The Manager believes that the acquisition of the Property will bring the following key benefits to the unitholders of CEREIT (the “Unitholders”):

(i) the Property, located in the Greater Milan metropolitan area, complements the current office portfolio of CEREIT in Italy in terms of lease length term, further enhancing the stability of the CEREIT portfolio’s cash flows and bringing further diversification to its tenant-customer base; and

(ii) the acquisition of the Property funded by the proceeds from the sale of Parc d’Osny that completed recently is confirmation of the Manager’s strategy of recycling capital by selling non-core assets and reinvesting them in a higher yielding asset, thus providing accretion to Unitholders.

5. OTHER INFORMATION

Based on the relative figures as computed on the bases set out in Rule 1006 of the listing manual of Singapore Exchange Securities Trading Limited (the “Listing Manual”), the acquisition of the Property is a “Non-Discloseable Transaction” within the meaning of Rule 1008 of the Listing Manual.
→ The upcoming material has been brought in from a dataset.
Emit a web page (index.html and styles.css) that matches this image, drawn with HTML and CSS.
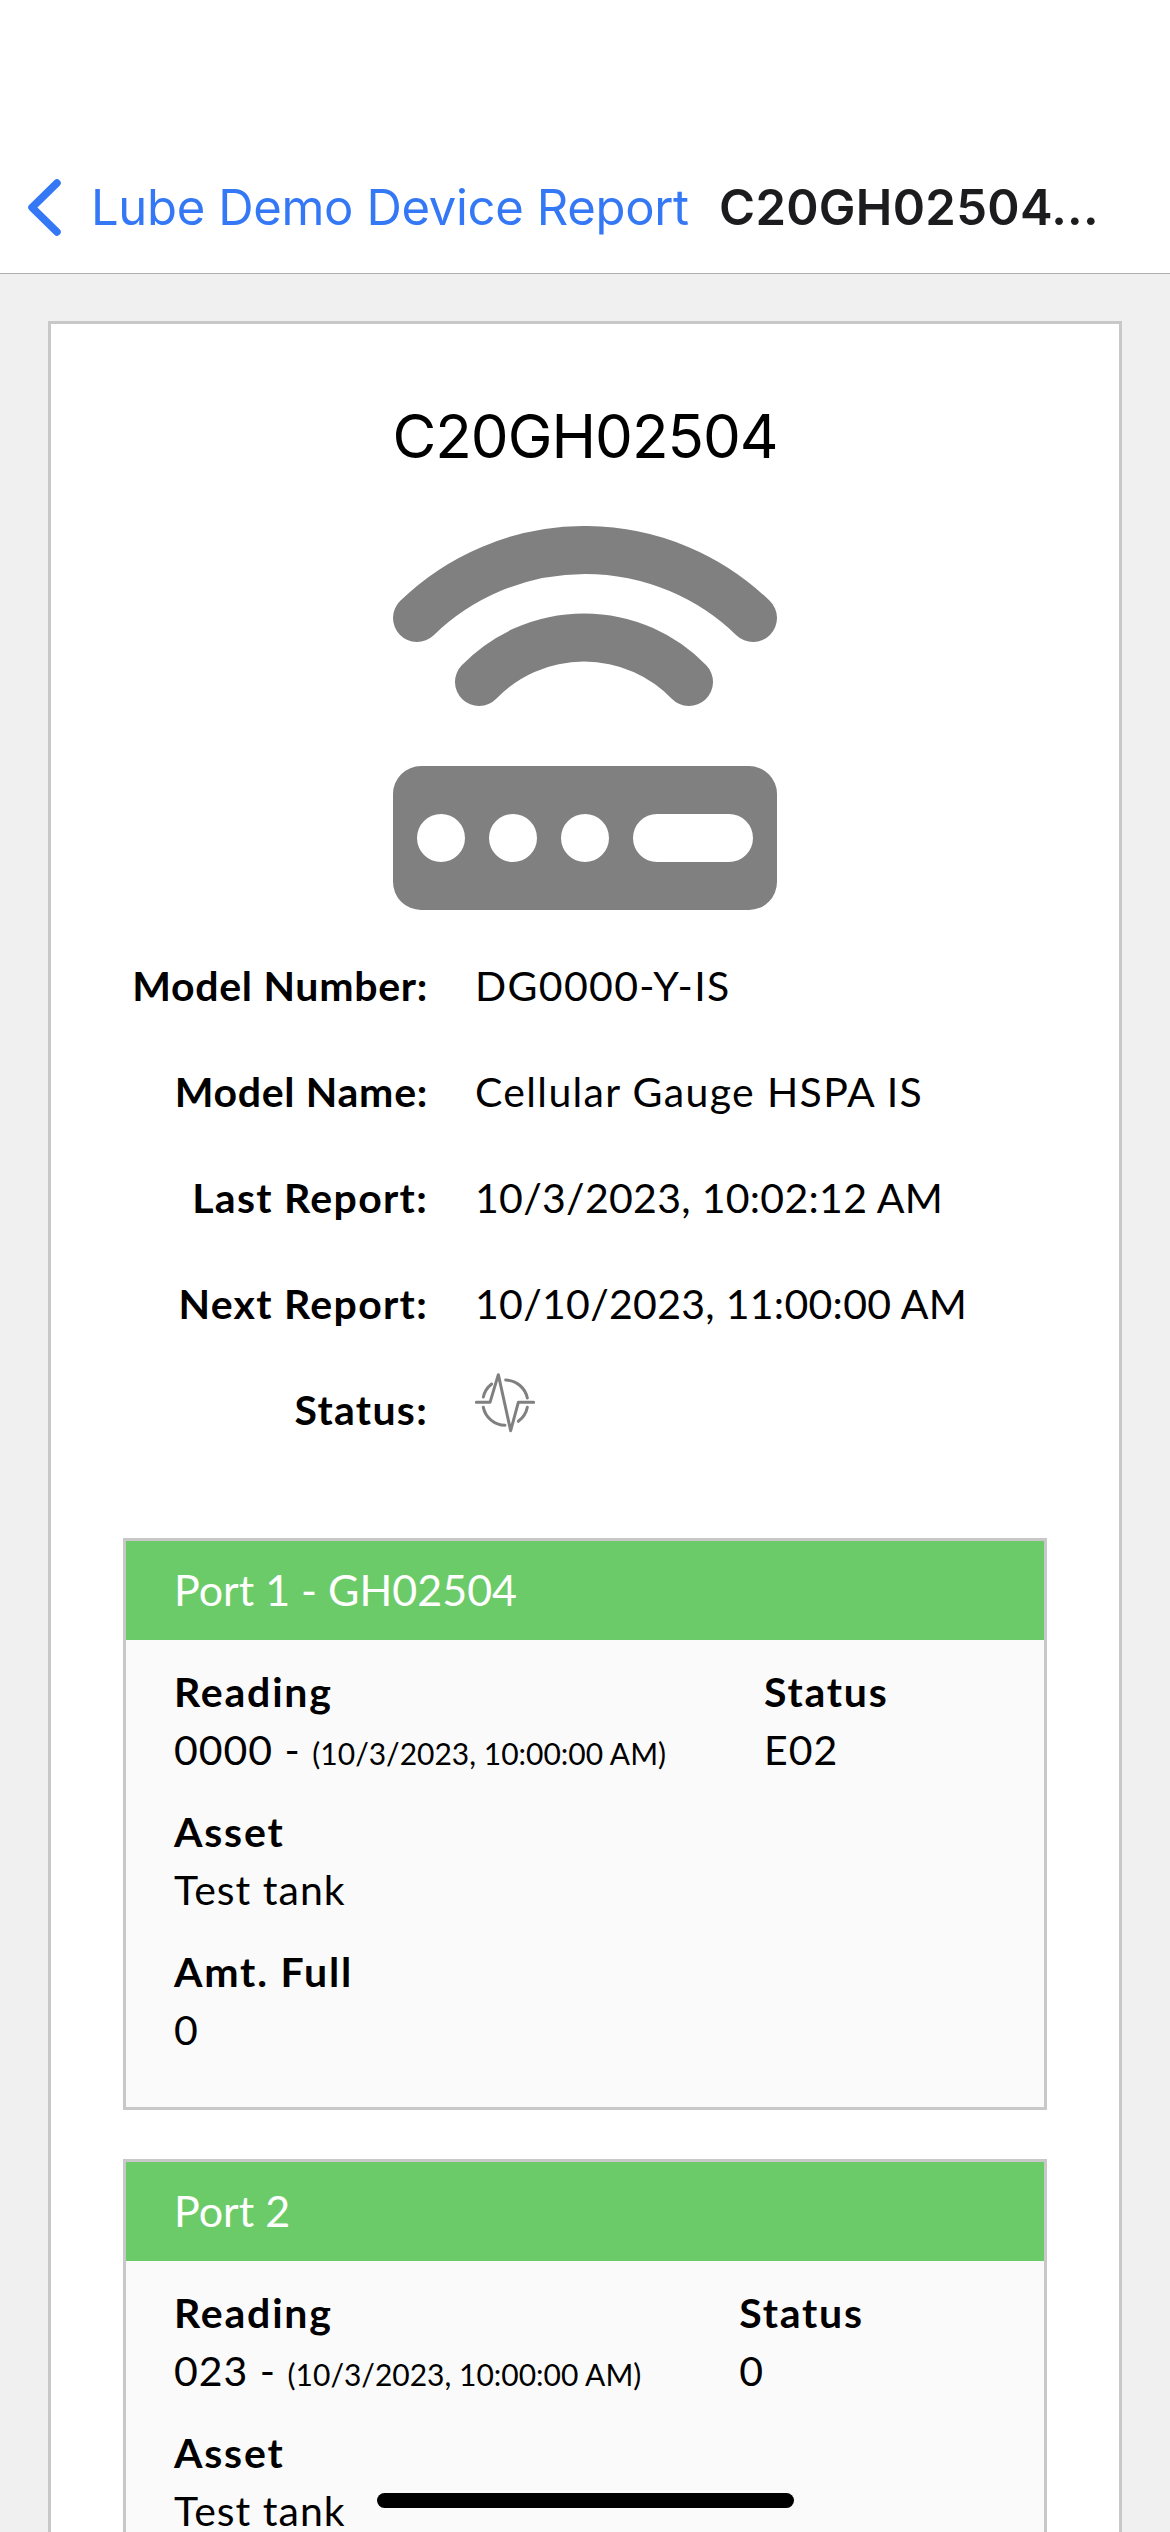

6. INTERESTS OF DIRECTORS AND CONTROLLING UNITHOLDERS

Based on information available to the Manager, as at the date of this announcement, none of the directors of the Manager or the controlling Unitholders has any interest, direct or indirect, in the acquisition of the Property.

No person is proposed to be appointed as a director of the Manager in connection with the acquisition of the Property.


By Order of the Board

Simon Garing
Executive Director and Chief Executive Officer

Cromwell EREIT Management Pte. Ltd.
(Company Registration No.: 201702701N)
As manager of Cromwell European Real Estate Investment Trust

ABOUT CROMWELL EUROPEAN REAL ESTATE INVESTMENT TRUST

Cromwell European REIT is a real estate investment trust (“REIT”) with the principal investment strategy of investing, directly or indirectly, in a diversified portfolio of income-producing real estate assets in Europe that are used primarily for office, light industrial / logistics, and retail purposes. With a portfolio of 103 properties as at the date of this announcement in or close to major gateway cities in Denmark, Finland, France, Germany, Italy, the Netherlands as well as Poland, and a balanced focus on the office and light industrial / logistics sectors, it is also the first REIT with a diversified Pan-European portfolio to be listed on Singapore Exchange Securities Trading Limited.
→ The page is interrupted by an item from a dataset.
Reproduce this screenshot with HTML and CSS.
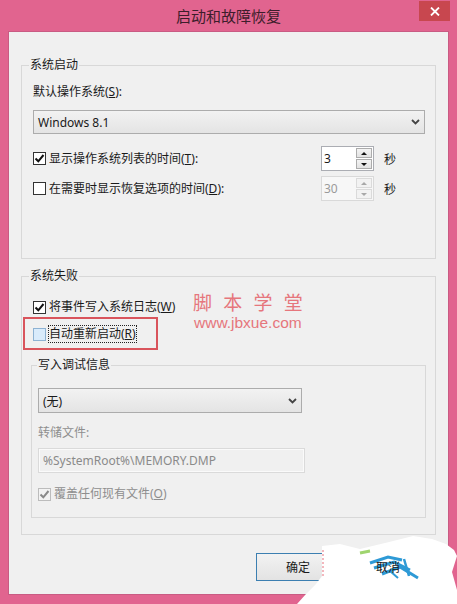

As at 30 September 2019, CEREIT’s portfolio has an aggregate lettable area of approximately 1.5 million sq m with close to 1,000 tenant-customers and a WALE profile of around 4.6 years. Comprising primarily freehold or ongoing leasehold assets, the portfolio has an appraised value of approximately €2,082 million as at 30 September 2019.

CEREIT is managed by Cromwell EREIT Management Pte. Ltd., a wholly-owned subsidiary of CEREIT’s sponsor, Cromwell Property Groupi , a real estate investor and manager with operations in 15 countries, listed on the Australian Securities Exchange Ltd.

Further information on this announcement, including the SGX announcement is available in our Investor Relations section here.

Footnotes:
1. The S$ equivalent of the € figures in this Announcement has been arrived at based on an exchange rate of €1:S$1.50.

IMPORTANT NOTICE

This announcement is for information purposes only and does not constitute or form part of an offer, invitation or solicitation of any securities of CEREIT in Singapore or any other jurisdiction nor should it or any part of it form the basis of, or be relied upon in connection with, any contract or commitment whatsoever.

The value of the Units and the income derived from them may fall as well as rise. Units are not obligations of, deposits in, or guaranteed by, the Manager, Perpetual (Asia) Limited, in its capacity as trustee of CEREIT, the Cromwell Property Group as the sponsor of CEREIT, the Joint Issue Managers, Joint Global Coordinators, the Joint Bookrunners and Underwriters or any of their respective affiliates.

An investment in the Units is subject to investment risks, including the possible loss of the principal amount invested. Unitholders have no right to request that the Manager redeem or purchase their Units while the Units are listed. It is intended that Unitholders may only deal in their Units through trading on Singapore Exchange Securities Trading Limited (the “SGX-ST”). Listing of the Units on the SGX-ST does not guarantee a liquid market for the Units.

This announcement may contain forward-looking statements that involve assumptions, risks and uncertainties. Actual future performance, outcomes and results may differ materially from those expressed in forward-looking statements as a result of a number of risks, uncertainties and assumptions. Predictions, projections or forecasts of the economy or economic trends of the markets are not necessarily indicative of the future or likely performance of CEREIT. The forecast financial performance of CEREIT is not guaranteed. A potential investor is cautioned not to place undue reliance on these forward-looking statements, which are based on the Manager’s current view of future events.

This announcement is not an offer or sale of the Units in the United States. The Units have not been and will not be registered under the Securities Act and may not be offered or sold in the 5 United States absent registration except pursuant to an exemption from, or in a transaction not subject to, the registration requirements under the Securities Act. Any public offering of the Units in the United States would be made by means of a prospectus that would contain detailed information about CEREIT, the Manager and its management, as well as financial statements. There is no intention to register any portion of the offering in the United States or to conduct a public offering of securities in the United States. The Units are being offered and sold outside the United States (including to institutional and other investors in Singapore) in reliance on Regulation S under the Securities Act.

This announcement is not to be distributed or circulated outside of Singapore. Any failure to comply with this restriction may constitute a violation of United States securities laws or the laws of any other jurisdiction.

Footnotes:
I. Comprising Cromwell Corporation Limited and the Cromwell Diversified Property Trust (the responsible entity of which is Cromwell Property Securities Limited).